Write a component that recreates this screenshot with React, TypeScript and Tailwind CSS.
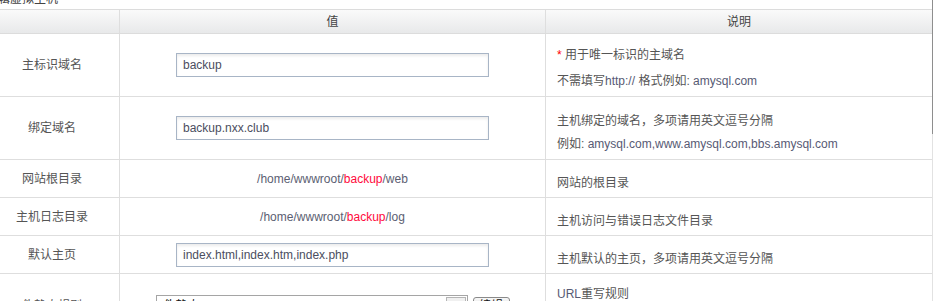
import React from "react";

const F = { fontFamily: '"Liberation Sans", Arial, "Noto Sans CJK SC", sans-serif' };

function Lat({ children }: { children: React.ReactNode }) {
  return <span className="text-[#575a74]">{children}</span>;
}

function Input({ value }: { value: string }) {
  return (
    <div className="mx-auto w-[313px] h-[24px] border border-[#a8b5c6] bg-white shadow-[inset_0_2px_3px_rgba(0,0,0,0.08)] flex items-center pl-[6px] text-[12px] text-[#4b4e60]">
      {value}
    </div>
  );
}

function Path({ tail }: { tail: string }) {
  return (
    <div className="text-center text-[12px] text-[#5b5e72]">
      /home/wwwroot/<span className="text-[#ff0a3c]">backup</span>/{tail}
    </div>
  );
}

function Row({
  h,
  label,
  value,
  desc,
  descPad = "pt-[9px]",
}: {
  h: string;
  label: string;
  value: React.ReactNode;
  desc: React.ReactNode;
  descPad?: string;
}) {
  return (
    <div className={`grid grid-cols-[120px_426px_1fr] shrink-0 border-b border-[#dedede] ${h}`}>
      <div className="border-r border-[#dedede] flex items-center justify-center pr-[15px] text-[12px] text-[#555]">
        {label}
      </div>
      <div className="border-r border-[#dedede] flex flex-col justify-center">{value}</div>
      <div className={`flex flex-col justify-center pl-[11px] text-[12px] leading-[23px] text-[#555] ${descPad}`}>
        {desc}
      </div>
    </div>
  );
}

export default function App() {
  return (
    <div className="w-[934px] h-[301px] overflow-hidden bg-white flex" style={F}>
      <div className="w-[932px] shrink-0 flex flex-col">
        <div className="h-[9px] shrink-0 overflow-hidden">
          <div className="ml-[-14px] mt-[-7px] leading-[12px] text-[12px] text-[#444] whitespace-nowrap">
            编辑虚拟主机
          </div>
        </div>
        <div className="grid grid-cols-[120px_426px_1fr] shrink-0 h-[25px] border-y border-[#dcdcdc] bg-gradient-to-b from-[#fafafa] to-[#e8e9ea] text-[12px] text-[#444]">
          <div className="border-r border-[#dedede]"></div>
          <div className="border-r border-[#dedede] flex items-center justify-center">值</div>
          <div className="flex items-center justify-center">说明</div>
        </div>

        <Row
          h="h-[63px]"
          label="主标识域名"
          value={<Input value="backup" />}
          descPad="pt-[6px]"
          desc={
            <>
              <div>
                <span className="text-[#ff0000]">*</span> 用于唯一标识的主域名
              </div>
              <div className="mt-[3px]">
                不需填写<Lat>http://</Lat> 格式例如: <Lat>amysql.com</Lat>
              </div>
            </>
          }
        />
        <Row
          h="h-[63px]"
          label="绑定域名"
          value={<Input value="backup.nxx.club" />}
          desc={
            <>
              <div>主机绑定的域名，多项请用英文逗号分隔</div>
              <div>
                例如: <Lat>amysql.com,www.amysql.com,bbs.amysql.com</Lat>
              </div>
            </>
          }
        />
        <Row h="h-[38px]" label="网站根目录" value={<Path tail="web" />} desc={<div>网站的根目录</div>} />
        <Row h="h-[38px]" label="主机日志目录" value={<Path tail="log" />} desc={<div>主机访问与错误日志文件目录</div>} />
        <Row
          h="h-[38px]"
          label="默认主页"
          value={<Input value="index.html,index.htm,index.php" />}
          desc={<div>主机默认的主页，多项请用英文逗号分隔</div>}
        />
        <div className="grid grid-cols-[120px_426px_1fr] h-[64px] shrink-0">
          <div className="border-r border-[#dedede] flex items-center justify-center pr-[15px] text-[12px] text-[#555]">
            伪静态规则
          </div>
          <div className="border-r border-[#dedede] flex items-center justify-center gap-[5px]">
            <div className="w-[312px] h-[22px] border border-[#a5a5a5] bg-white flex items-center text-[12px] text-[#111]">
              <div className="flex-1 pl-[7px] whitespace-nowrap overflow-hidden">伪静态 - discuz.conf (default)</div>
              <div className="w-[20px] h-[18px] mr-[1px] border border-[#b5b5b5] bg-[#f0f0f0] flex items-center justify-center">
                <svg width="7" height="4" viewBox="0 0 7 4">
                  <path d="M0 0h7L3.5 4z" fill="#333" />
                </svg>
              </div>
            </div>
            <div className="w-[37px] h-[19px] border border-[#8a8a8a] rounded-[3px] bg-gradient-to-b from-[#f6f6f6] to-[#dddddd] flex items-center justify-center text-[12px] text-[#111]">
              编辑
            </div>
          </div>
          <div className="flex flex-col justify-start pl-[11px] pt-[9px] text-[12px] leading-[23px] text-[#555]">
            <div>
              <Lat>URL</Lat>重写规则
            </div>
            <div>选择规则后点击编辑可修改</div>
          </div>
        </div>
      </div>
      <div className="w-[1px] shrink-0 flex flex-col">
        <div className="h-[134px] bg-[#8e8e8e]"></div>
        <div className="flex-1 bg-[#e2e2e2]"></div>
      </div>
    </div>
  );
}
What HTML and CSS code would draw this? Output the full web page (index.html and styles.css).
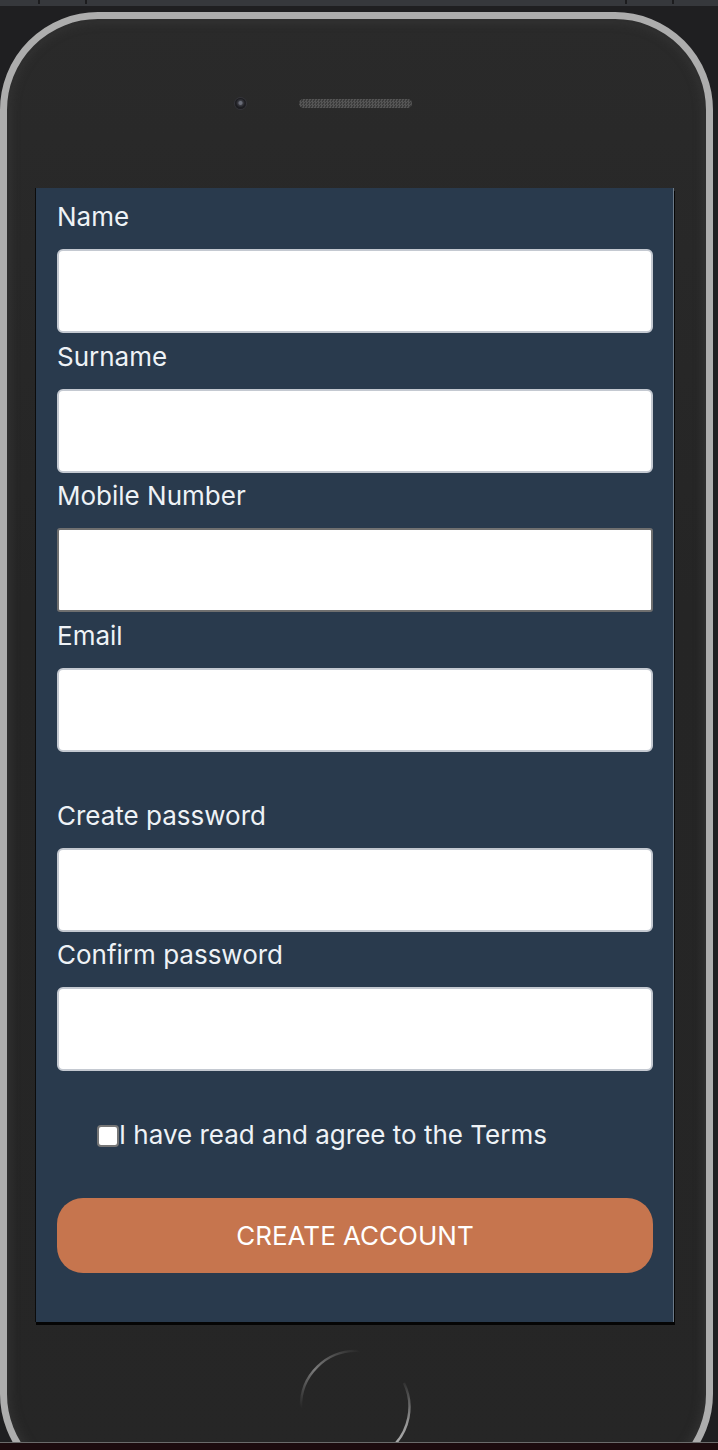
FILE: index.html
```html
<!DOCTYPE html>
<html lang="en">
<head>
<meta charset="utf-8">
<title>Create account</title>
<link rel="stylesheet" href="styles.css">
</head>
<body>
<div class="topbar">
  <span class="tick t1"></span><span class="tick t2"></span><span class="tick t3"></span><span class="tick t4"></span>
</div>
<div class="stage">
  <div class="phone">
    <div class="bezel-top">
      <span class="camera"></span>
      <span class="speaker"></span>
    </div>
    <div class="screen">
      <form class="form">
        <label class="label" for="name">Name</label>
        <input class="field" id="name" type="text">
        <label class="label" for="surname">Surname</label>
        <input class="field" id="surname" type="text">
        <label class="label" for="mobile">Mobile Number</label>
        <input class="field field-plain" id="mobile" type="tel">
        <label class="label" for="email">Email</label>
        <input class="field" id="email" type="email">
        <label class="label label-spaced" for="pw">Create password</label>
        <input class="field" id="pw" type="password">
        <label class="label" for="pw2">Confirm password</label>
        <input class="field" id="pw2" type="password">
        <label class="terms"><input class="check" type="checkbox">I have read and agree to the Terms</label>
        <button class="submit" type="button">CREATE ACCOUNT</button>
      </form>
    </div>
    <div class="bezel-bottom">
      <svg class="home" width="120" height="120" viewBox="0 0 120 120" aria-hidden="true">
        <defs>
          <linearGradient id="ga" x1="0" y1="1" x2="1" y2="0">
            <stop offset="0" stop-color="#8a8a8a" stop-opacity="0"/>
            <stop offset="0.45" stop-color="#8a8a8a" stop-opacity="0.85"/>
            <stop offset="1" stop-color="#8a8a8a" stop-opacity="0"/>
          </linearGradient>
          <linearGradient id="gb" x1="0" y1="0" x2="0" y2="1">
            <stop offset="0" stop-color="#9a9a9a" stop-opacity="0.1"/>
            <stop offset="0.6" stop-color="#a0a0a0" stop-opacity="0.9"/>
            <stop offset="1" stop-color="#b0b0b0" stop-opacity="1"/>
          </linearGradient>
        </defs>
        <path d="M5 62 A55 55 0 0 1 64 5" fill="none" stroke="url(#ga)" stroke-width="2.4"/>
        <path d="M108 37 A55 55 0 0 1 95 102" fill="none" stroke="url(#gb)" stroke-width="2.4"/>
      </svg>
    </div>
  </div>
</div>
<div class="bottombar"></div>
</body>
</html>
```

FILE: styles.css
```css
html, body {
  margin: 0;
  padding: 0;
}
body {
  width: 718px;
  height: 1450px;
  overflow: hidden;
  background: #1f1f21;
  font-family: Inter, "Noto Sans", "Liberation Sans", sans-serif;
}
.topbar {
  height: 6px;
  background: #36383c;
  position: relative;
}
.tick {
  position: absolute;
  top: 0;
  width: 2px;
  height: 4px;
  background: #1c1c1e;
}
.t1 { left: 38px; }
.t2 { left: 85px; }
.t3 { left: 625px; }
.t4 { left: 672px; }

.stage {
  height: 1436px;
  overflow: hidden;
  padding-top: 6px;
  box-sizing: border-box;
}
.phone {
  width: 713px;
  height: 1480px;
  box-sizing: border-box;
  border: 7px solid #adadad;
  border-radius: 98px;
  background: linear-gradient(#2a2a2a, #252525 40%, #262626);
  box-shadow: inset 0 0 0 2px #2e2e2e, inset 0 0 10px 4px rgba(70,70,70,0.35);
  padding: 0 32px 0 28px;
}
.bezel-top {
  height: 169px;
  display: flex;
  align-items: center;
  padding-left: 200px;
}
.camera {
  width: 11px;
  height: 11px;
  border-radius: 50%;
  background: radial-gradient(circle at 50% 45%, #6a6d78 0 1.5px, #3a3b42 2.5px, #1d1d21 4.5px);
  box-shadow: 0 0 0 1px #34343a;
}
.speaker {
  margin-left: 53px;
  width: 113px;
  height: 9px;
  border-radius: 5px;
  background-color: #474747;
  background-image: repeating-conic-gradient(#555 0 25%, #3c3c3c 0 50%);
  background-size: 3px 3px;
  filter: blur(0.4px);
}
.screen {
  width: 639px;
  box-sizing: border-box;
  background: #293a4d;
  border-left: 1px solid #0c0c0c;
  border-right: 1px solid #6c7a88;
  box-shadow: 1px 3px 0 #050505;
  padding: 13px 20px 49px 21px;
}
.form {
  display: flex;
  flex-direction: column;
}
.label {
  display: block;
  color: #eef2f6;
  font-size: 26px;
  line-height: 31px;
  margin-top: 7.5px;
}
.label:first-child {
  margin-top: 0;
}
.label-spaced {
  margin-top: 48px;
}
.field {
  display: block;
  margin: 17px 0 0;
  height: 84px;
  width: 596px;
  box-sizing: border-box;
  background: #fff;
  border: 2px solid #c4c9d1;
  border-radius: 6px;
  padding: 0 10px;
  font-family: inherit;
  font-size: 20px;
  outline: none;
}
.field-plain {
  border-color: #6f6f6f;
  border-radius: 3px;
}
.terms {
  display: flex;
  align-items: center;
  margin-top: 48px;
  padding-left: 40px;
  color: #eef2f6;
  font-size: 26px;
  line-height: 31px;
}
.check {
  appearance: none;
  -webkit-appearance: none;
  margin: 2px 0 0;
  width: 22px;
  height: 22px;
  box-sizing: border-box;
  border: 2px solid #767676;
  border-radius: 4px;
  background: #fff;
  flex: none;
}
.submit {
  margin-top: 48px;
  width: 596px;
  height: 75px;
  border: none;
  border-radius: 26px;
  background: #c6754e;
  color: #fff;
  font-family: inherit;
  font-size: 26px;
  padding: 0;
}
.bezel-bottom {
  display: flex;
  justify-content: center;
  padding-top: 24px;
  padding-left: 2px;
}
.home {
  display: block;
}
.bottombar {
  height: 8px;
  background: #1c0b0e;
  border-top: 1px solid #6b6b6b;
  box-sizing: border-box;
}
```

══════

From the entries above, list each line with "this" in it.

Write a component that recreates this screenshot with React, TypeScript and Tailwind CSS.
What HTML and CSS code would draw this? Output the full web page (index.html and styles.css).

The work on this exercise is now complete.